5.1 The most profitable target for Pure Skin’s Lip Glass would be the 24-35 year old women for the following reasons:
• They earn a comfortable income and therefore can afford to purchase cosmetic products frequently
• Segment contains 388,000 consumers so is a substantial cohort
• The target consumer has a full time job and needs to maintain a professional and well-groomed image
• They are image and fashion conscious, therefore they like to keep up with social trends
• Target has a busy and active social life that is conducive to Lip Glass being used frequently
(Then you go into a full description of the target audience...hint: this is the most interesting part of the assignment)...
The target woman is young, aged 24-35, single without children. She is planning to have children someday however career development is her main focus. She works full time in a professional role, having graduated from one of Australia’s most prestigious universities with a business degree. Current income is $50,000-$80,000.
This target woman lives in a shared apartment in an inner city Australian suburb (such as Carlton, Melbourne) close to facilities and entertainment, which occupy a large part of her time outside of work.
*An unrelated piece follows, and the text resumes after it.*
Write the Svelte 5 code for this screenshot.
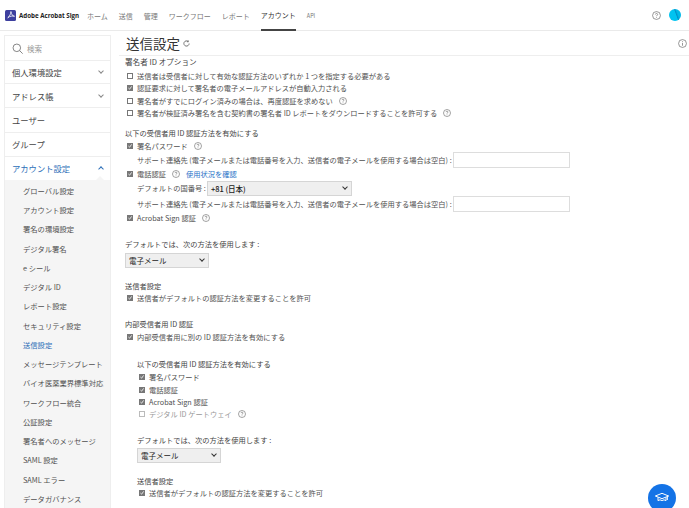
<script>
  const nav = ['ホーム', '送信', '管理', 'ワークフロー', 'レポート', 'アカウント', 'API'];
  const subItems = ['グローバル設定', 'アカウント設定', '署名の環境設定', 'デジタル署名', 'e シール', 'デジタル ID', 'レポート設定', 'セキュリティ設定', '送信設定', 'メッセージテンプレート', 'バイオ医薬業界標準対応', 'ワークフロー統合', '公証設定', '署名者へのメッセージ', 'SAML 設定', 'SAML エラー', 'データガバナンス'];
  const contactLabel = 'サポート連絡先 (電子メールまたは電話番号を入力、送信者の電子メールを使用する場合は空白) :';
</script>

{#snippet help(size = 8)}
  <svg class="help" width={size} height={size} viewBox="0 0 16 16" fill="none" stroke="#666" stroke-width="1.2">
    <circle cx="8" cy="8" r="7" />
    <path d="M6 6.2c0-1.2 1-1.9 2-1.9s2 .7 2 1.8c0 1.5-2 1.6-2 3.2M8 11v1.2" />
  </svg>
{/snippet}

{#snippet check(label, checked = true, tip = false, dim = false)}
  <label class="row" class:dim>
    <span class="box" class:checked>
      {#if checked}
        <svg width="4" height="4" viewBox="0 0 10 10" fill="none" stroke="#fff" stroke-width="2"><path d="M1 5l3 3 5-7" /></svg>
      {/if}
    </span>
    <span>{label}</span>
    {#if tip}{@render help()}{/if}
  </label>
{/snippet}

<div class="page">
  <header>
    <div class="brand">
      <span class="logo">
        <svg width="8" height="8" viewBox="0 0 16 16" fill="none" stroke="#fff" stroke-width="1.6"><path d="M1.5 13.5C5 11 8 5 7.5 2c-.3-1.5 1.2-1.2 1 .5C8.200 6 11 10 15 10.500 12 9.500 5 10 1.500 13.500z" /></svg>
      </span>
      <b>Adobe Acrobat Sign</b>
    </div>
    <nav>
      {#each nav as item}
        <span class:active={item === 'アカウント'} class:small={item === 'API'}>{item}</span>
      {/each}
    </nav>
    <div class="tools">
      {@render help(9)}
      <span class="avatar"></span>
    </div>
  </header>

  <div class="body">
    <aside>
      <div class="search">
        <svg width="11" height="11" viewBox="0 0 16 16" fill="none" stroke="#777" stroke-width="1.300"><circle cx="7" cy="7" r="5.500" /><path d="M11 11l4.500 4.500" /></svg>
        <span>検索</span>
      </div>
      <div class="item">個人環境設定<i class="chev"></i></div>
      <div class="item">アドレス帳<i class="chev"></i></div>
      <div class="item">ユーザー</div>
      <div class="item">グループ</div>
      <div class="item open">アカウント設定<i class="chev up"></i></div>
      <ul>
        {#each subItems as sub}
          <li class:current={sub === '送信設定'}>{sub}</li>
        {/each}
      </ul>
    </aside>

    <main>
      <div class="title">
        <h1>送信設定</h1>
        <svg width="7" height="7" viewBox="0 0 16 16" fill="none" stroke="#555" stroke-width="1.800"><path d="M14 8a6 6 0 1 1-2-4.500M12 1v3h-3" /></svg>
        <span class="info">
          <svg width="9" height="9" viewBox="0 0 16 16" fill="none" stroke="#666" stroke-width="1.200"><circle cx="8" cy="8" r="7" /><path d="M8 7v5M8 4v1.500" /></svg>
        </span>
      </div>

      <div class="content">
        <h2 class="first">署名者 ID オプション</h2>
        <div class="group">
          {@render check('送信者は受信者に対して有効な認証方法のいずれか 1 つを指定する必要がある', false)}
          {@render check('認証要求に対して署名者の電子メールアドレスが自動入力される')}
          {@render check('署名者がすでにログイン済みの場合は、再度認証を求めない', false, true)}
          {@render check('署名者が検証済み署名を含む契約書の署名者 ID レポートをダウンロードすることを許可する', false, true)}
        </div>

        <h2 class="gap-s">以下の受信者用 ID 認証方法を有効にする</h2>
        {@render check('署名パスワード', true, true)}
        <div class="field"><span>{contactLabel}</span><input /></div>
        <div class="row">
          <span class="box checked"><svg width="4" height="4" viewBox="0 0 10 10" fill="none" stroke="#fff" stroke-width="2"><path d="M1 5l3 3 5-7" /></svg></span>
          <span>電話認証</span>
          {@render help()}
          <a href="#top">使用状況を確認</a>
        </div>
        <div class="field country">
          <span>デフォルトの国番号 :</span>
          <div class="select wide">+81 (日本)<i class="chev dark"></i></div>
        </div>
        <div class="field"><span>{contactLabel}</span><input /></div>
        {@render check('Acrobat Sign 認証', true, true)}

        <p class="label gap-l">デフォルトでは、次の方法を使用します :</p>
        <div class="select">電子メール<i class="chev dark"></i></div>

        <h2 class="gap-m">送信者設定</h2>
        {@render check('送信者がデフォルトの認証方法を変更することを許可')}

        <h2 class="gap-l">内部受信者用 ID 認証</h2>
        {@render check('内部受信者用に別の ID 認証方法を有効にする')}

        <div class="nested">
          <h2 class="nested-head">以下の受信者用 ID 認証方法を有効にする</h2>
          {@render check('署名パスワード')}
          {@render check('電話認証')}
          {@render check('Acrobat Sign 認証')}
          {@render check('デジタル ID ゲートウェイ', false, true, true)}

          <p class="label gap-l">デフォルトでは、次の方法を使用します :</p>
          <div class="select tight">電子メール<i class="chev dark"></i></div>

          <h2 class="gap-m">送信者設定</h2>
          {@render check('送信者がデフォルトの認証方法を変更することを許可')}
        </div>
      </div>
    </main>
  </div>

  <button class="fab" aria-label="学習">
    <svg width="16" height="16" viewBox="0 0 24 24" fill="none" stroke="#fff" stroke-width="1.500" stroke-linejoin="round"><path d="M2 9l10-4 10 4-10 4z" /><path d="M6 11v5c2-1.500 4-1.500 6 0 2-1.500 4-1.500 6 0v-5" /><path d="M20 10v5" /></svg>
  </button>
</div>

<style>
  :global(body) {
    margin: 0;
    background: #fff;
  }

  .page {
    position: relative;
    width: 689px;
    height: 508px;
    overflow: hidden;
    font-family: "Noto Sans CJK JP", "Noto Sans", sans-serif;
    font-size: 7.250px;
    color: #505050;
  }

  header {
    height: 30px;
    display: flex;
    align-items: center;
    border-bottom: 1px solid #eaeaea;
    padding: 0 8px 0 5px;
  }

  .brand {
    display: flex;
    align-items: center;
    gap: 3px;
    width: 82px;
    white-space: nowrap;
  }

  .brand b {
    font-family: "Open Sans", sans-serif;
    font-size: 6.200px;
    color: #222;
  }

  .logo {
    width: 11px;
    height: 11px;
    border-radius: 1.500px;
    background: #3d3f9e;
    display: flex;
    align-items: center;
    justify-content: center;
    flex: none;
  }

  nav {
    display: flex;
    gap: 11px;
    height: 100%;
    font-size: 7px;
    color: #777;
  }

  nav span {
    display: flex;
    align-items: center;
    box-sizing: border-box;
    height: 31px;
    padding-top: 1px;
  }

  nav .active {
    color: #333;
    border-bottom: 2px solid #444;
  }

  nav .small {
    font-size: 5.500px;
  }

  .tools {
    margin-left: auto;
    display: flex;
    align-items: center;
    gap: 8px;
  }

  .avatar {
    width: 12px;
    height: 12px;
    border-radius: 50%;
    background: linear-gradient(70deg, #00c3f0 55%, #0090c8 60%, #00b8e8 70%);
  }

  .body {
    display: flex;
    align-items: flex-start;
  }

  aside {
    width: 105px;
    margin: 4px 0 0 4px;
    border: 1px solid #eee;
    border-bottom: 0;
    flex: none;
  }

  .search {
    height: 23px;
    display: flex;
    align-items: center;
    gap: 4px;
    padding-left: 7px;
    padding-top: 1px;
    box-sizing: content-box;
    margin-bottom: -1px;
    color: #999;
    font-size: 7.500px;
    border-bottom: 1px solid #eee;
  }

  .item {
    height: 23.200px;
    display: flex;
    align-items: center;
    justify-content: space-between;
    padding: 0 7px 0 7px;
    font-size: 8.300px;
    color: #444;
    border-bottom: 1px solid #eee;
  }

  .item.open {
    color: #2d6fb8;
    border-bottom: 0;
  }

  .chev {
    width: 3px;
    height: 3px;
    border-right: 1px solid #888;
    border-bottom: 1px solid #888;
    transform: rotate(45deg);
    margin-top: -2px;
    display: inline-block;
  }

  .chev.up {
    transform: rotate(225deg);
    margin-top: 2px;
    border-color: #2d6fb8;
  }

  .chev.dark {
    border-color: #333;
  }

  ul {
    position: relative;
    list-style: none;
    margin: 0;
    padding: 2px 0 0 18px;
    background: #f5f5f5;
  }

  ul::before {
    content: "";
    position: absolute;
    top: -4px;
    right: 6px;
    border-left: 4px solid transparent;
    border-right: 4px solid transparent;
    border-bottom: 4px solid #f5f5f5;
  }

  li {
    height: 19.250px;
    line-height: 19.250px;
    font-size: 7.300px;
    white-space: nowrap;
  }

  li.current {
    color: #2d6fb8;
  }

  main {
    flex: 1;
    min-width: 0;
    margin-left: 8px;
  }

  .title {
    height: 24px;
    display: flex;
    align-items: center;
    gap: 3px;
    border-bottom: 1px solid #eee;
    padding-left: 7px;
    padding-right: 2px;
  }

  h1 {
    margin: 0;
    font-size: 13.500px;
    font-weight: 400;
    color: #333;
  }

  .info {
    margin-left: auto;
    display: flex;
  }

  .content {
    padding-left: 6px;
  }

  h2, .label {
    margin: 0;
    font-size: 7.250px;
    font-weight: 400;
    line-height: 12.300px;
    color: #444;
    white-space: nowrap;
  }

  h2.first {
    font-size: 7.600px;
    line-height: 11px;
    margin-bottom: 3px;
  }

  h2.nested-head {
    margin-bottom: 1px;
  }

  .row {
    display: flex;
    align-items: center;
    gap: 4px;
    height: 12.300px;
    white-space: nowrap;
  }

  .row.dim {
    color: #999;
  }

  .box {
    width: 4px;
    height: 4px;
    margin-left: 2px;
    border: 1px solid #777;
    display: inline-flex;
    align-items: center;
    justify-content: center;
    flex: none;
  }

  .box.checked {
    background: #777;
  }

  .dim .box {
    border-color: #bbb;
  }

  .help {
    flex: none;
    margin-left: 2px;
  }

  a {
    color: #1f73c8;
    text-decoration: none;
    margin-left: 2px;
  }

  .gap-s {
    margin-top: 8px;
  }

  .gap-m {
    margin-top: 12px;
  }

  .gap-l {
    margin-top: 14px;
  }

  .field {
    display: flex;
    align-items: center;
    gap: 1px;
    height: 16.500px;
    padding-left: 12px;
    white-space: nowrap;
  }

  .field.country {
    height: 15px;
  }

  input {
    width: 117px;
    height: 16px;
    box-sizing: border-box;
    border: 1px solid #ddd;
    padding: 0;
    background: #fff;
  }

  .select {
    width: 84px;
    height: 15px;
    box-sizing: border-box;
    border: 1px solid #d5d5d5;
    background: #efefef;
    display: flex;
    align-items: center;
    justify-content: space-between;
    padding: 0 4px 0 3px;
    color: #222;
    font-size: 7.500px;
    margin-top: 2px;
  }

  .select.tight {
    margin-top: 1px;
  }

  .select.wide {
    width: 145px;
    margin-top: 0;
    font-weight: 500;
  }

  .nested {
    padding-left: 12px;
    margin-top: 15px;
  }

  .fab {
    position: absolute;
    left: 648px;
    top: 484px;
    width: 28px;
    height: 28px;
    padding: 0;
    border: 0;
    border-radius: 50%;
    background: #1473e6;
    display: flex;
    align-items: center;
    justify-content: center;
  }
</style>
She does not have a significant other, but a committed relationship is in her future. For now it’s about getting ahead at work, staying fit, looking good, (she’d like to travel around Australia before heading off on the OS trip and, eventually, meeting someone to settle with).
Confident, ambitious and successful, she works to maintain her busy and social lifestyle. Although her job is mentally tiring, she is happy with her position and career path. She works out before work three days a week and on Saturday mornings. She meets her friends for coffee after the gym on Saturdays and they shop as a group in the large local mall, mostly for clothes, cosmetics and accessories. She has a confident outlook about her future, believing she has the potential to get ahead, and achieving that success is important to her. She is independent and ambitious. She can afford what she wants, does her own thinking and makes her own decisions. When shopping for new products she generally looks for – you get the picture, I’m sure.
Lip gloss is a regular cosmetic purchase and the benefits she will be looking for from Lip Glass are shimmer and shine for her lips at work and in social situations. Lip Glass will enhance her lip colour and overcome dryness from long-lasting lipsticks. She will be a heavy user, refreshing her lip gloss after food and drink and throughout evenings out with friends. She will be completely loyal to Lip Glass as a result of the texture and flavour of the product and the consumer sales promotions encouraging on-going purchase. Kotler et al. pose an argument for Behavioural segmentation to be marketers’ first consideration and I concur with this, so you may like to consider placing this segmentation variable first.
This word count is 350, but is just off the top of my head, so you may be able to be more succinct given more time to play. Having said that, it’s about what I’d like to see – so try and save some word space up from other sections if you can to use here.